Your task: Report every line below that holds the word "page".

Source data:

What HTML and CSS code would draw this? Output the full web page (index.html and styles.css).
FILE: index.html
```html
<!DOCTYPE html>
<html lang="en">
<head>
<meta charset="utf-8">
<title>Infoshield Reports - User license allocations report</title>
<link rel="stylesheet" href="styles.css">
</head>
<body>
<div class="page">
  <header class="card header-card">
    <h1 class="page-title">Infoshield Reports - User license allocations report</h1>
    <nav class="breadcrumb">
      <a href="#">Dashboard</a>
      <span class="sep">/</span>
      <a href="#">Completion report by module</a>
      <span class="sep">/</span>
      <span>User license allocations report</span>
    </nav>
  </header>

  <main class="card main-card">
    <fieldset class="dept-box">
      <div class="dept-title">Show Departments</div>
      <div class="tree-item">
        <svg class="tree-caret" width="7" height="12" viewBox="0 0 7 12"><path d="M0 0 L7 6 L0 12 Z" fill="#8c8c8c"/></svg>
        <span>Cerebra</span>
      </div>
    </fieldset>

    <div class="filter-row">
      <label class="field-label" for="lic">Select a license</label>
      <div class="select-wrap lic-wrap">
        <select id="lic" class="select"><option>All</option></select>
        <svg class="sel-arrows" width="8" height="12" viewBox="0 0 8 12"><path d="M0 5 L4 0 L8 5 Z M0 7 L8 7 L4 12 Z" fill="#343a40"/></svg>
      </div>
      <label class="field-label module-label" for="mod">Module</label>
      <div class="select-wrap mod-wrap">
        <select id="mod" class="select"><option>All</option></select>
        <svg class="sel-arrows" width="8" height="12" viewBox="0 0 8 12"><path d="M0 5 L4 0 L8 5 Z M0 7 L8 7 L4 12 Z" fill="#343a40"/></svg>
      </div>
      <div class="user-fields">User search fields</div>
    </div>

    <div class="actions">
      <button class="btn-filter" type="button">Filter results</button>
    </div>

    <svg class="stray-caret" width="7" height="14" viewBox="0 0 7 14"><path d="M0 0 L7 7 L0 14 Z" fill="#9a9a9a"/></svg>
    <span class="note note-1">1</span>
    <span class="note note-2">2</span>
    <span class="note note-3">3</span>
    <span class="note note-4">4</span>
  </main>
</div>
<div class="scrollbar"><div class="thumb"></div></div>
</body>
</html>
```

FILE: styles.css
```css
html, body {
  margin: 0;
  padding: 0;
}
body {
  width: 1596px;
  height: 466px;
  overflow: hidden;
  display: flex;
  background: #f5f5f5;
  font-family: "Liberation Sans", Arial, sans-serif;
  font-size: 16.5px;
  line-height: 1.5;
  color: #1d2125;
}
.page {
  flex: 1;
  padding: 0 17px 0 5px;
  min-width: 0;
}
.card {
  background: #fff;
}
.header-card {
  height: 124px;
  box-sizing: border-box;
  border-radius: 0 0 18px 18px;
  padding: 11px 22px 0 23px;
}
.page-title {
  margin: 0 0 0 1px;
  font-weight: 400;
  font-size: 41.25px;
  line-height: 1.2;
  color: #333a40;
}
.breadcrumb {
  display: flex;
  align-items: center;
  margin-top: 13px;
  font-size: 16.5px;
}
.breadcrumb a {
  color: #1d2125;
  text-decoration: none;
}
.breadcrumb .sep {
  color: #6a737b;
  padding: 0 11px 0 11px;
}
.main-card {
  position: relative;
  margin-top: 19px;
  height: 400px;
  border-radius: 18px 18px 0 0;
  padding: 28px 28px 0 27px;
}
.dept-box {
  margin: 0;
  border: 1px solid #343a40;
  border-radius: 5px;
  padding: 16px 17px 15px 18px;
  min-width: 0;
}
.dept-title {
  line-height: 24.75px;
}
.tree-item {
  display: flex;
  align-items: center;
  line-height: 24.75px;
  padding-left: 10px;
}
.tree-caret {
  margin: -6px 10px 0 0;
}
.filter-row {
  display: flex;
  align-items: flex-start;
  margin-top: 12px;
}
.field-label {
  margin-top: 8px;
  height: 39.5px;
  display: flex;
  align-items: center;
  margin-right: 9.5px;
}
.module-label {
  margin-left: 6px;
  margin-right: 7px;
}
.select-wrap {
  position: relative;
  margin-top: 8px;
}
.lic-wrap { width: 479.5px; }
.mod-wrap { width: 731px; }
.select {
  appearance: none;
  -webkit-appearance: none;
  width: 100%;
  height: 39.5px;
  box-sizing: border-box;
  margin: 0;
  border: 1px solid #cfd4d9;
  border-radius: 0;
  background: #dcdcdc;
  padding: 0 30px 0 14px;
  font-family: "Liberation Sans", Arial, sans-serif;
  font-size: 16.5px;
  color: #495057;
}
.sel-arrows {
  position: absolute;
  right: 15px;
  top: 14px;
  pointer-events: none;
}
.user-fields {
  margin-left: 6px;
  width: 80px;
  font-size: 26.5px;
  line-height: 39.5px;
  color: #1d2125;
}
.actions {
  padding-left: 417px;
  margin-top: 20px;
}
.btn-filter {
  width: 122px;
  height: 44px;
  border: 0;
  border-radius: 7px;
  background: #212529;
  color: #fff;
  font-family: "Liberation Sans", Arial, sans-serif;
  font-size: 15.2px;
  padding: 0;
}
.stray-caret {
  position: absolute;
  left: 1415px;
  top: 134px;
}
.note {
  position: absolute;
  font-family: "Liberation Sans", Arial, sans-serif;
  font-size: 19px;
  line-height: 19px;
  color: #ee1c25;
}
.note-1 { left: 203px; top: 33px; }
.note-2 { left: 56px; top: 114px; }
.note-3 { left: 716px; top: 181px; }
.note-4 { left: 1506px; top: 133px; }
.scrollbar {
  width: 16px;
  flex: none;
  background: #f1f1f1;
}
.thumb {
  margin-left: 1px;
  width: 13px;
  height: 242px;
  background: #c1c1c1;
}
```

In response:
What HTML and CSS code would draw this? Output the full web page (index.html and styles.css).
<div class="page">
    <h1 class="page-title">Infoshield Reports - User license allocations report</h1>
.page {
.page-title {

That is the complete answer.